Effects of Processing Parameters on the Microstructure and Mechanical Properties of Nanoscaled WC-10Co Cemented Carbide

Abstract

This work was mainly focused on the processing-parameter-related microstructure and properties of ultrafine WC-10Co-0.4VC-0.5Cr3C2 cemented carbide. The samples were prepared via a spark plasma sintering (SPS) technique using nano WC and Co powders and the corresponding inhibitor VC and Cr3C2 powders. The influence of the processing process on the microstructure and mechanical properties of ultrafine-grained cemented carbide was investigated under different ball-milling times and sintering temperatures. The results showed that the grain size of WC decreased with increasing ball-milling time and decreasing sintering temperature and that the specific gravity of ε-Co increased with increasing ball-milling time. The hardness of cemented carbide increased with increasing ball-milling time and decreased with increasing sintering temperature due to the corresponding variation in grain size and the relative density of samples. The transverse fracture strength (TRS) was mainly affected by ball-milling time.
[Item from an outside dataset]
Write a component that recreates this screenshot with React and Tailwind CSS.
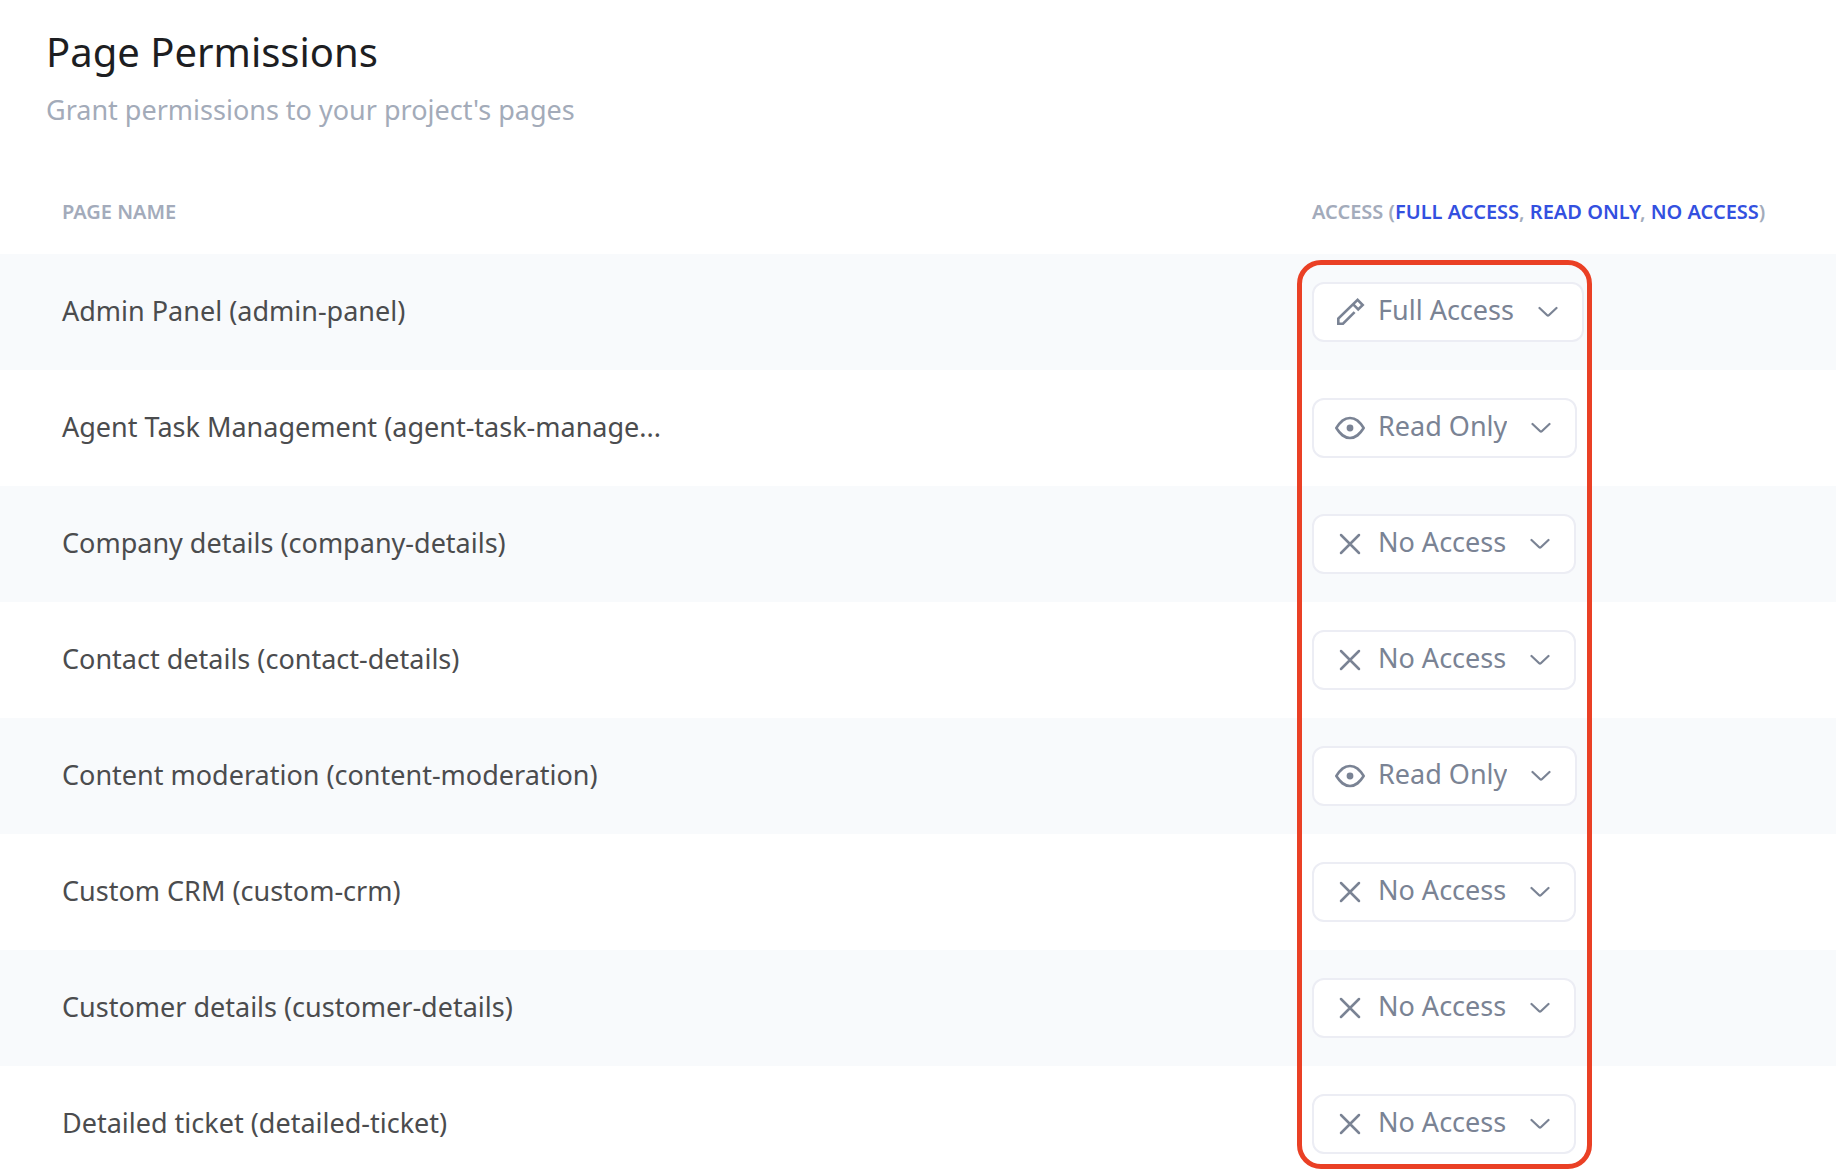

The increase in ball-milling time led to decreased TRS values, mainly ascribed to the formation of WC particle agglomeration and the decreased WC-Co eutectic temperature. In addition, temperature changes were found to have little effect on TRS. The samples sintered at 1250 °C with a ball-milling time of 60 h had comprehensive mechanical properties. Their average grain size, relative density, hardness, and TRS were 355.5 nm, 95.79%, 2035.5 kg/mm2, and 2155.99 MPa, respectively.